The Supreme Court in The Commissioner of Welath Tax, Bihar v. Kripashanker, , dealing with the construction of taxing statute was pleased to observe as under:
"It is true that a taxing provision must receive a strict construction at the hands of the Courts and if there is any ambiguity, the benefit of that ambiguity must go to the assessee. But that is not the same thing as saying that a taxing provision, should not receive a reasonable construction. If the intention of the Legislature is clear and beyond doubt then the fact that the provision could have been more artistically drafted cannot be a ground to treat any part of a provision at otiose. If the construction contended for on behalf of the respondent is accepted then a part of Section 2(1) would become otiose. So long as the intention of the Legislature is clear and beyond doubt, the Courts have to carry out that intention. In our opinion the High Court did not take a proper view of the decisions of this Court in Holds-wroth's case, ".
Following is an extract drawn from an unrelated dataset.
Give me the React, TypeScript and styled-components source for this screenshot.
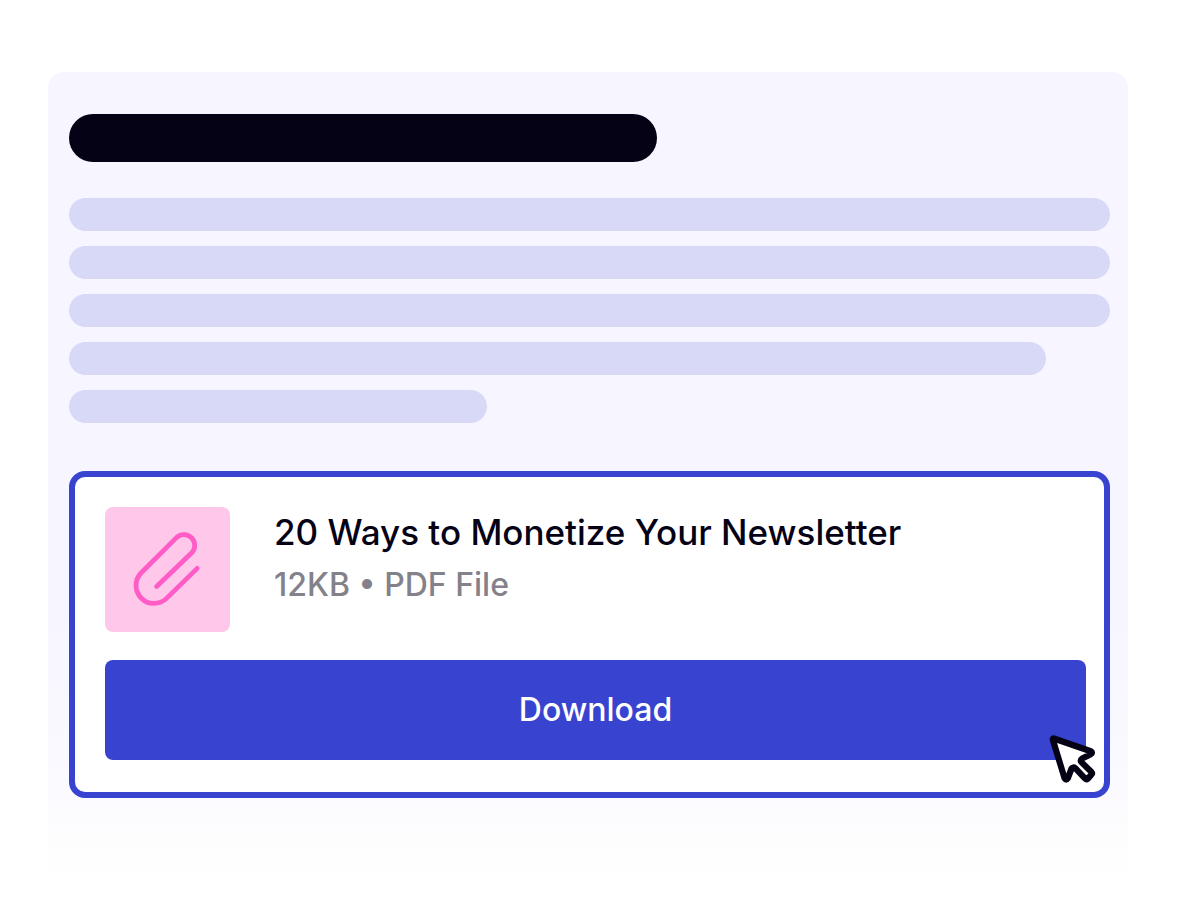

In this case also, if the argument of the learned Counsel for the petitioner is accepted, then the word 'printing' occurring immediately after the word 'lithographic' in Entry 45 would become unnecessary and otiose. Such an interpretation can never be placed in construing a statute. Be that as it may, it is relevant to notice that before new Entry 45 was inserted with effect from 1-3-1974 and subsequently substituted from 1-9-1976, the old Entry Item 44 of the First Schedule to the APGST Act included .................Paints, colours, varnishes, lithographic, printing and duplicating inks. In that view of the matter, it appears to our mind that the absence of comma after the word 'lithographic' in the new Entry 45 seems to be an accidental slip only as rightly opined by the learned Tribunal.
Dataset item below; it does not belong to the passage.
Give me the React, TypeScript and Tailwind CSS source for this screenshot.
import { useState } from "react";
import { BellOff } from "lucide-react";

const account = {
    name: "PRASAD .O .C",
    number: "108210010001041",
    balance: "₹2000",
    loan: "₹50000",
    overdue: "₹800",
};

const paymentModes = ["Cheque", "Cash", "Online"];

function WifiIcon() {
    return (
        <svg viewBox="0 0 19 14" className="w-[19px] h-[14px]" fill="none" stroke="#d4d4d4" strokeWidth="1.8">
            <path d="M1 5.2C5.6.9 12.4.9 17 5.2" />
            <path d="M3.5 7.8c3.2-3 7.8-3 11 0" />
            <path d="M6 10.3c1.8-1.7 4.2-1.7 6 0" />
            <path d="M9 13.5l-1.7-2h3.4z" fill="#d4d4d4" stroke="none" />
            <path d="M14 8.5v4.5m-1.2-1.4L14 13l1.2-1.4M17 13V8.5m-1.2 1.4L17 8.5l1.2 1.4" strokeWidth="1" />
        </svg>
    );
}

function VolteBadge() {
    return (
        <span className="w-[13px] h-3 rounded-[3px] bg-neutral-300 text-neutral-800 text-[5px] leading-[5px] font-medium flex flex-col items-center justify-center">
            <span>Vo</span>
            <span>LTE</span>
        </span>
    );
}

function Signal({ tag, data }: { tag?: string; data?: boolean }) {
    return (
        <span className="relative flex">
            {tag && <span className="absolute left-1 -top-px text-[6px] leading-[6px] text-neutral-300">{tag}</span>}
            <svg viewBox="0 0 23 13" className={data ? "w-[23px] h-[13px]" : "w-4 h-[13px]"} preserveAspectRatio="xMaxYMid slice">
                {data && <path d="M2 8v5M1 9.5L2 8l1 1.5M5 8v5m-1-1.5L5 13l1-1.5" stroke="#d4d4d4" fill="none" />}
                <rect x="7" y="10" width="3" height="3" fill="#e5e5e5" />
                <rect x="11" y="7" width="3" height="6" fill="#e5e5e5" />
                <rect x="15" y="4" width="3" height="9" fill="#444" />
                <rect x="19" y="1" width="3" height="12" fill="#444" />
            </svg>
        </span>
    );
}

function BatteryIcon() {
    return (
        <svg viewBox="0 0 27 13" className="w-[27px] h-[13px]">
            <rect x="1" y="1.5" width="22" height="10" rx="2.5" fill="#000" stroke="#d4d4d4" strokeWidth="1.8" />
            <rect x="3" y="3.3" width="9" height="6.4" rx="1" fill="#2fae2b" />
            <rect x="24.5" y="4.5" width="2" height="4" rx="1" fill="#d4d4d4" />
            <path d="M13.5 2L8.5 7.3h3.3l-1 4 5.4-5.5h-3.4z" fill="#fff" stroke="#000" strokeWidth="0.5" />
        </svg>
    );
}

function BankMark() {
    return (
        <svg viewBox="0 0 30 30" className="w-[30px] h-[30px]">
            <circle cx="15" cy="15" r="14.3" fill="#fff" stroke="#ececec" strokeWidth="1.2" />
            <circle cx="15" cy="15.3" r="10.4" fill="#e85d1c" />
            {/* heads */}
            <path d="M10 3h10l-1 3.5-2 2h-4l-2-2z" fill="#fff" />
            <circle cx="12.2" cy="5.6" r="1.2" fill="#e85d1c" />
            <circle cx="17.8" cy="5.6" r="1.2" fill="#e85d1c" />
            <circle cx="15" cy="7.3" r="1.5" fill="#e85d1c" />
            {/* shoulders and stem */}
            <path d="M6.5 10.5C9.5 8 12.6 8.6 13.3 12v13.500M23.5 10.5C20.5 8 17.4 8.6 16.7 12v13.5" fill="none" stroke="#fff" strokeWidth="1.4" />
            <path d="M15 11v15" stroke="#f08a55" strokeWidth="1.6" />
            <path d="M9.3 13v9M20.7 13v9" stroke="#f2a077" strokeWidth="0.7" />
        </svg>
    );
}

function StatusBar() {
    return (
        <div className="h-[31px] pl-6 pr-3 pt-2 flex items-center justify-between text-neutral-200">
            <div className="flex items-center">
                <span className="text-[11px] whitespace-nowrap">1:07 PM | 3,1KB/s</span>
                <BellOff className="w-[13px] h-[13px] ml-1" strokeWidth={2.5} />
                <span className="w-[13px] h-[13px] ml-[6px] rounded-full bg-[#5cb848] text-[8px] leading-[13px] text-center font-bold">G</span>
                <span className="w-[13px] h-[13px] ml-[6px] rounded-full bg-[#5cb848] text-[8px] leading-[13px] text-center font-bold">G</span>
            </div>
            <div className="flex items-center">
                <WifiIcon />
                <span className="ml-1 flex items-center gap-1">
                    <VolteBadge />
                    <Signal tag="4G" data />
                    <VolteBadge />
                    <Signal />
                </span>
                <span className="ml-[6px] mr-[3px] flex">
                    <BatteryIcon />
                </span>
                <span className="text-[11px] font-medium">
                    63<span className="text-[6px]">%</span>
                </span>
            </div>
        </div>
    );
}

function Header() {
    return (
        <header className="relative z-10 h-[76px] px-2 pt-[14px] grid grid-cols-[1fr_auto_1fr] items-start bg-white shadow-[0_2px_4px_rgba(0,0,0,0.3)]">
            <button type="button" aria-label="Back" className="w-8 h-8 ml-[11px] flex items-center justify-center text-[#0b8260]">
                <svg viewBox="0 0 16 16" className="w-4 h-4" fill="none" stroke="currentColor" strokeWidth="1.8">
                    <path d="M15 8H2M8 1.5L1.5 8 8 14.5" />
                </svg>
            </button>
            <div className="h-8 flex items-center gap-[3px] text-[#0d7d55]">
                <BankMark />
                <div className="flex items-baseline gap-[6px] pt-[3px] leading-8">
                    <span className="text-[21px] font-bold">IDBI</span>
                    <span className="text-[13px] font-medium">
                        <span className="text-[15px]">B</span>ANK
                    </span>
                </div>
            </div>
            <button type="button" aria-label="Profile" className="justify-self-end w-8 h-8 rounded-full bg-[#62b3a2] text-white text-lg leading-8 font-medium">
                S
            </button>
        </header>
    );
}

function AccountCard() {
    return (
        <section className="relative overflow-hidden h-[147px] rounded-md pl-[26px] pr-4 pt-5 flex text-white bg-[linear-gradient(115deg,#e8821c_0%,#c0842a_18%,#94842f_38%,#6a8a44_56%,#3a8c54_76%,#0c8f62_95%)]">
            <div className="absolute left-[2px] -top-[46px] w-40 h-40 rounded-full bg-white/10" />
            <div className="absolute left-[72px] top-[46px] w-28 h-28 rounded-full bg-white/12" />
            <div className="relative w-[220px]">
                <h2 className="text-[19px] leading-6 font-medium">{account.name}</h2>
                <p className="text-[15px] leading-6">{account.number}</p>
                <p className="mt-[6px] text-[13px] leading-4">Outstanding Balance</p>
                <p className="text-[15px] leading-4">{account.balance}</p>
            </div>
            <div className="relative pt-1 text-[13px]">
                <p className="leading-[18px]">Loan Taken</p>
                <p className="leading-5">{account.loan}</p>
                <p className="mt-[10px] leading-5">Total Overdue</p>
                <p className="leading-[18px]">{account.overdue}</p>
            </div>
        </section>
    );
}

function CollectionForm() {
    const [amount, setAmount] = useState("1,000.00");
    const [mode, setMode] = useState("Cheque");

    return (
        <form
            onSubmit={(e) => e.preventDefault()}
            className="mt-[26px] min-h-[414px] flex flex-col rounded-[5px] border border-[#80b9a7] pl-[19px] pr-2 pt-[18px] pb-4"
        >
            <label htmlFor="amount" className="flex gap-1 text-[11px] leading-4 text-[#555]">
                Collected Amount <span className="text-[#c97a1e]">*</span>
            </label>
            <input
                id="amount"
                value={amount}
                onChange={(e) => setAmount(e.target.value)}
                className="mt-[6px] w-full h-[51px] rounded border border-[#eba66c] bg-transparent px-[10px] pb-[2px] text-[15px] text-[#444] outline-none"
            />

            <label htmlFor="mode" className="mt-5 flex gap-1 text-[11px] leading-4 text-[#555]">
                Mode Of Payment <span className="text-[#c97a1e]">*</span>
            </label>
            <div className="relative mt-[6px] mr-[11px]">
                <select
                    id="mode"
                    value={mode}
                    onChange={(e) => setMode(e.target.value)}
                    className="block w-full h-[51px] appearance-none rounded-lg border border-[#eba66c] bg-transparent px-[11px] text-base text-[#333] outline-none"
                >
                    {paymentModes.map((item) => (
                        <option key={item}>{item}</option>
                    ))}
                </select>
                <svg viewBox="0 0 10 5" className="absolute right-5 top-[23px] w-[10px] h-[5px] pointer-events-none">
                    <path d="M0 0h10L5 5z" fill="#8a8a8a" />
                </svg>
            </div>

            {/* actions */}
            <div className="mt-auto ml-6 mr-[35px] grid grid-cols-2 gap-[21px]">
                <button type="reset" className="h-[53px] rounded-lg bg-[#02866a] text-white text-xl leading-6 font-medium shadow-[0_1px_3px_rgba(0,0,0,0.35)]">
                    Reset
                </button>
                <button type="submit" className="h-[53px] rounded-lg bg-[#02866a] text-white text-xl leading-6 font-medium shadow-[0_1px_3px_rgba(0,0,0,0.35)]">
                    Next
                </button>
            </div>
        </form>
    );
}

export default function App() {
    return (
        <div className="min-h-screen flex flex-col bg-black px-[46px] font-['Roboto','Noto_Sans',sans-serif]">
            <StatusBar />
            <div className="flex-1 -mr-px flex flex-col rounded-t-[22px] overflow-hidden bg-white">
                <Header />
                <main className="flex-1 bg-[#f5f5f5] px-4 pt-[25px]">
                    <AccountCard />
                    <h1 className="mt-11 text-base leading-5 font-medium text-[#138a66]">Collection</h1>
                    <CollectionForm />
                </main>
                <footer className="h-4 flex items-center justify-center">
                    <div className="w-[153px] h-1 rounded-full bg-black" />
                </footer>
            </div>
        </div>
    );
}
12. The judgments in Mohd. Shabir v. State of Maharashtra, , Collector of Customs and Central Excise and another v. Oriental Timber Industries, , Union of India v, Godfrey Phillips India Limited, India Tobacco Company Limited, Vazir Sultan Tobacco Company Limited and Ors. AIR 1986 806, Gursahai Saigal (supra) and State of Tamil Nadu v. Kodaikanal Motor Union Private Limited, 62 STC 272 (SC) cited by the learned Counsel for the petitioner in the course of argument, in our considered opinion do not advance the case the petitioner in any way. The judgments in Collector of Customs and Central Excise's case of (supra), Godfrey Phillips India Limited case (supra) have no bearing at all on the decision-making in these TRCs, whereas the judgments in Mohd. Shabir's case (supra) and Gursahai Saigal's case (supra) are distinguishable on facts. Therefore, we do not agree with the contention of the learned Counsel for the petitioner that the Legislature by removing punctuation 'comma' between the words 'lithographic' and 'printing' by Amendment Act 49/76 intended to exclude 'printing ink' from Entry 45 and the above judgments of the Supreme Court cited by the learned Counsel would not support that contention.
13. For the foregoing reasons, we hold that the absence of 'comma' in Entry 45 as amended by Amendment Act 49/76 between the words 'lithographic' and 'printing' does not exclude the 'newspaper printing' manufactured and sold by the petitioner -dealer from the purview of Entry 45 as amended by Amendment Act 49/76. In other words, the said goods manufactured and sold by the petitioner falls within Entry 45. We hold that the phrase 'lithographic printing' and 'duplicating inks' occurring in Entry 45 of First Schedule of APGST Act as amended by Amendment Act 49/76 includes three kinds of inks viz., (1) lithographic ink (2) printing ink and (3) duplicating ink.
14. In the result and for the foregoing reasons, we do not find any merit in the TRCs and accordingly they are dismissed, with no order as to costs.